Conteúdo da Notícia

EDITORIAL – Crianças à margem

Ouvir: EDITORIAL – Crianças à margem

12.10.2010 opinião
Comemorações assinalam, hoje, a passagem do Dia da Criança, enquanto, sob outro contrastante aspecto, fatos desabonadores do condigno tratamento que deveria ser dispensado aos menores constam da pauta de denúncias veiculada pela mídia brasileira. Somente no Ceará, foram registrados mais de dois mil casos de violação dos direitos de crianças e adolescentes, de janeiro a agosto deste ano.
São lamentáveis os atos de abusos cometidos, especialmente aqueles relacionados à violência física, que constituem a maioria das denúncias formuladas. Ao lado do abandono, da negligência e da exploração sexual, as brutais agressões a menores fazem parte do cotidiano, não raro, no próprio seio da família, com uma alta incidência que tende a levá-las ao perigoso terreno da banalização.
Outro desafio aos preceitos do Estatuto da Criança e do Adolescente é o crescente número de menores a perambular diuturnamente pelas ruas e praças de Fortaleza. Quase sempre reunidos em grupos durante o dia, com o objetivo de se protegerem mutuamente quando da consumação de furtos, ou até de assaltos, à noite, eles se recolhem sobre a marquise dos prédios e nos bancos das praças, como uma deprimente legião de abandonados. Soma-se a esse problema o acintoso e destruidor consumo de “crack”, já superando o anterior hábito de cheirar cola, às vezes, em frente de templos religiosos e de importantes instituições citadinas.
Entre pessoas menos informadas, momentaneamente surpresas pela visão de levas de crianças maltrapilhas e agressivas, podem escapar as verdadeiras razões que dão origem ao quadro tão desairoso, entre elas, a falta de acesso à educação, um mal que, em grande parte dos casos, vem transmitido de gerações anteriores.
Também funciona como agravante da situação a quase total falta de estrutura no campo da reeducação e recuperação de crianças e adolescentes marginalizados.

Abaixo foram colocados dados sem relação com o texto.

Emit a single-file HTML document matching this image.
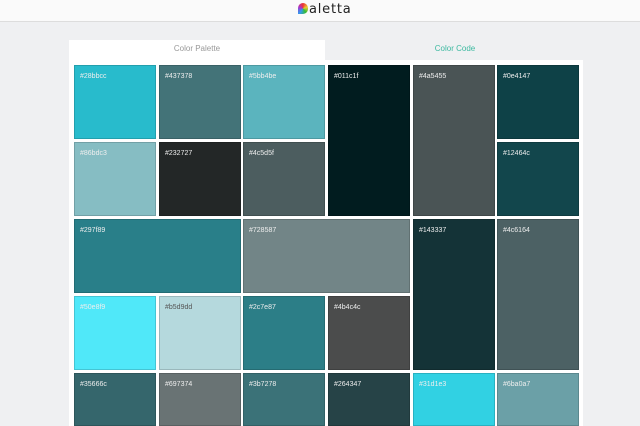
<!DOCTYPE html><html style="overflow:hidden;height:426px"><head><style>
body{margin:0;width:640px;height:426px;overflow:hidden;background:#eff0f2;font-family:"Liberation Sans",sans-serif;position:relative}
.hd{position:absolute;left:0;top:0;width:640px;height:21px;background:#fafafa;border-bottom:1px solid #ddd}
.logo{position:absolute;left:298px;top:3px;font-size:13px;line-height:14px;letter-spacing:0.8px;color:#222;font-family:"DejaVu Sans",sans-serif}
.tab{position:absolute;top:40px;height:20px;width:256px;text-align:center;font-size:8px;line-height:18px}
.panel{position:absolute;left:69px;top:60px;width:514px;height:366px;background:#fff}
.t{position:absolute;border:1px solid rgba(0,0,0,.15);font-size:7px;color:#eee;box-sizing:border-box;padding:7px 5px;overflow:hidden}
</style></head><body>
<div class="hd"><div class="logo"><span style="display:inline-block;width:10px;height:11px;border-radius:5px 5px 5px 0;background:conic-gradient(#e33,#ec3,#3b3,#39e,#a3c,#e33);vertical-align:-1px;margin-right:1px"></span>aletta</div></div>
<div class="tab" style="left:69px;background:#fff;color:#999">Color Palette</div>
<div class="tab" style="left:327px;color:#3cb9a0">Color Code</div>
<div class="panel"></div>
<div id="g"></div>
<script>
var X=[74,159,243,328,413,497],Y=[65,142,219,296,373];
var d=[[0,0,1,1,'28bbcc'],[1,0,1,1,'437378'],[2,0,1,1,'5bb4be'],[3,0,1,2,'011c1f'],[4,0,1,2,'4a5455'],[5,0,1,1,'0e4147'],
[0,1,1,1,'86bdc3'],[1,1,1,1,'232727'],[2,1,1,1,'4c5d5f'],[5,1,1,1,'12464c'],
[0,2,2,1,'297f89'],[2,2,2,1,'728587'],[4,2,1,2,'143337'],[5,2,1,2,'4c6164'],
[0,3,1,1,'50e8f9'],[1,3,1,1,'b5d9dd'],[2,3,1,1,'2c7e87'],[3,3,1,1,'4b4c4c'],
[0,4,1,1,'35666c'],[1,4,1,1,'697374'],[2,4,1,1,'3b7278'],[3,4,1,1,'264347'],[4,4,1,1,'31d1e3'],[5,4,1,1,'6ba0a7']];
var h='';d.forEach(function(a){var w=82+(a[2]-1)*84.6,ht=74+(a[3]-1)*77;if(a[1]==4)ht=53;
h+='<div class="t" style="left:'+X[a[0]]+'px;top:'+Y[a[1]]+'px;width:'+w+'px;height:'+ht+'px;background:#'+a[4]+(a[4]=='b5d9dd'?';color:#555':'')+'">#'+a[4]+'</div>';});
document.getElementById('g').innerHTML=h;
</script></body></html>
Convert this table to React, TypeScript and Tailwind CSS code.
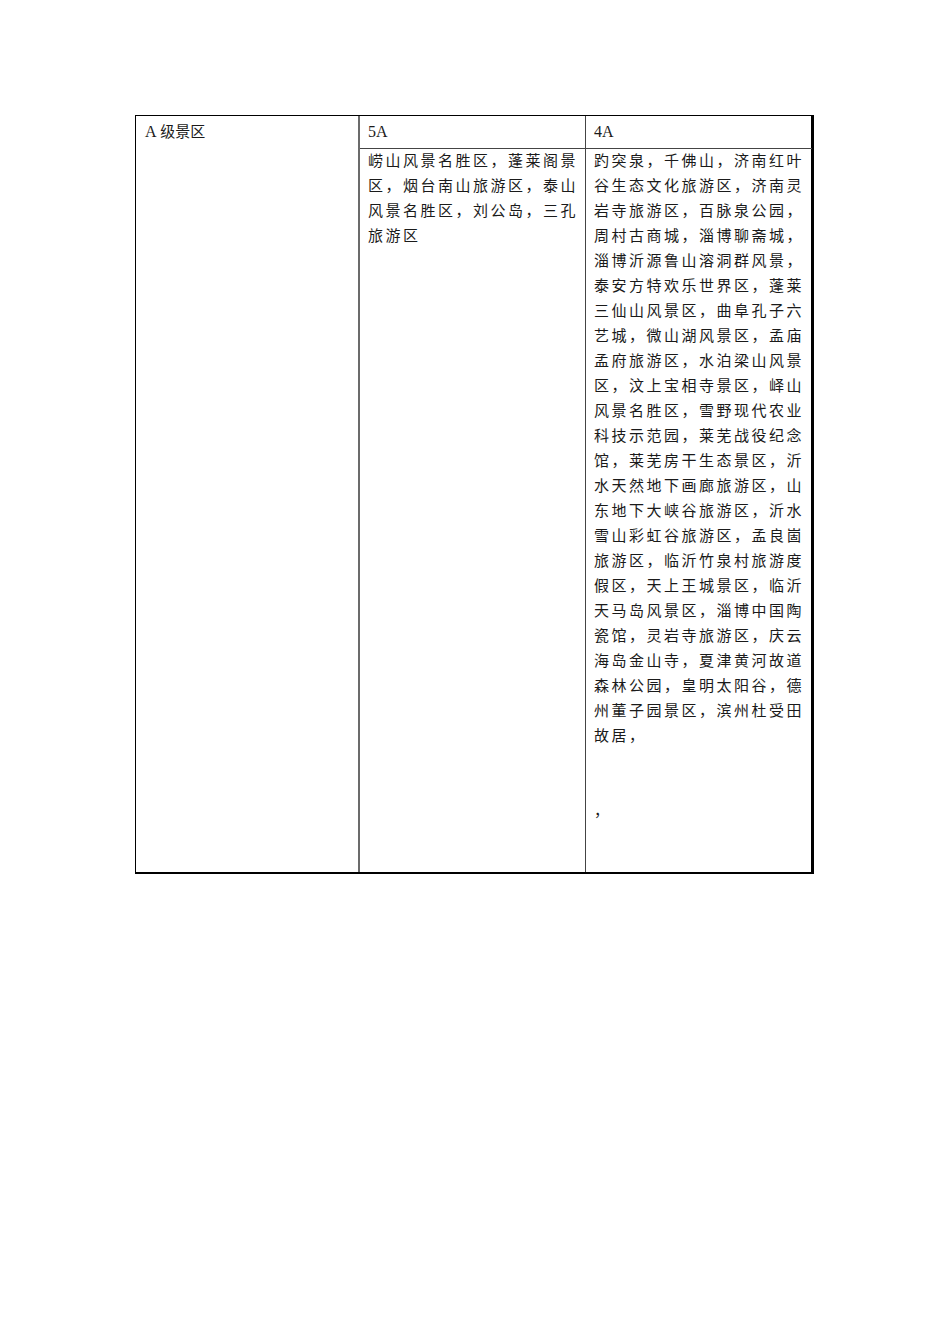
const cjk = { fontFamily: '"Liberation Serif", "Noto Sans CJK SC", serif' }

const col2 = [
  '崂山风景名胜区，蓬莱阁景',
  '区，烟台南山旅游区，泰山',
  '风景名胜区，刘公岛，三孔',
  '旅游区',
]

const col3 = [
  '趵突泉，千佛山，济南红叶',
  '谷生态文化旅游区，济南灵',
  '岩寺旅游区，百脉泉公园，',
  '周村古商城，淄博聊斋城，',
  '淄博沂源鲁山溶洞群风景，',
  '泰安方特欢乐世界区，蓬莱',
  '三仙山风景区，曲阜孔子六',
  '艺城，微山湖风景区，孟庙',
  '孟府旅游区，水泊梁山风景',
  '区，汶上宝相寺景区，峄山',
  '风景名胜区，雪野现代农业',
  '科技示范园，莱芜战役纪念',
  '馆，莱芜房干生态景区，沂',
  '水天然地下画廊旅游区，山',
  '东地下大峡谷旅游区，沂水',
  '雪山彩虹谷旅游区，孟良崮',
  '旅游区，临沂竹泉村旅游度',
  '假区，天上王城景区，临沂',
  '天马岛风景区，淄博中国陶',
  '瓷馆，灵岩寺旅游区，庆云',
  '海岛金山寺，夏津黄河故道',
  '森林公园，皇明太阳谷，德',
  '州董子园景区，滨州杜受田',
  '故居，',
  '\u00a0',
  '\u00a0',
  '，',
]

function Lines({ items }: { items: string[] }) {
  return (
    <div className="flex flex-col">
      {items.map((t, i) => (
        <div key={i} className="h-[25px] leading-[25px] whitespace-nowrap tracking-[2.5px]">
          {t}
        </div>
      ))}
    </div>
  )
}

export default function App() {
  return (
    <div className="min-h-[1344px] w-[950px] bg-white text-[15px] text-[#1a1a1a]" style={cjk}>
      <div className="pt-[115px] pl-[135px]">
        <div className="grid w-[679px] grid-cols-[224px_226px_226px] grid-rows-[33px_723px] border-t border-l border-black border-r-[3px] border-b-2">
          <div className="row-span-2 border-r-2 border-[#6b6b6b] pl-[9px] pt-[3px] leading-[25px]">
            <span className="text-[16px]">A</span> 级景区
          </div>
          <div className="border-r border-b border-[#444] pl-[8px] pt-[3px] leading-[25px] text-[16px]">5A</div>
          <div className="border-b border-[#444] pl-[8px] pt-[3px] leading-[25px] text-[16px]">4A</div>
          <div className="border-r border-[#444] pl-[8px]">
            <Lines items={col2} />
          </div>
          <div className="pl-[8px]">
            <Lines items={col3} />
          </div>
        </div>
      </div>
    </div>
  )
}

Essa carência de adequada estrutura de apoio torna-se ainda mais lesiva pelo crescente poder corrosivo do tráfico e consumo de drogas, que inclusive utiliza os menores como veículo.
É imprescindível citar, em contraponto às características festivas às quais habitualmente se associa a data em homenagem à criança, a ausência da devida assistência familiar, omissão constatada não apenas nas camadas mais carentes, mas também existente nas classes média e alta, em que a dependência das drogas entre menores tem dado causa a fatos desoladores.
Por um desses paradoxos tão comuns na realidade brasileira, o Estatuto da Criança e do Adolescente é considerado uma das mais completas legislações no gênero em todo o mundo. Ocorre que as falhas em relação ao seu cumprimento tornam-lhe os resultados práticos muito aquém dos seus louváveis propósitos.
No Dia da Criança, transformado numa data comercial, destinada a difundir o consumismo com a finalidade de aferir lucros, a figura homenageada parece permanecer em plano secundário, como vítima de atentados à formação de sua personalidade, tudo pela subestimação de itens fundamentais à construção de um sistema no qual a dignidade prevaleça. O quadro precisa ser superado: a criança é o futuro da Nação.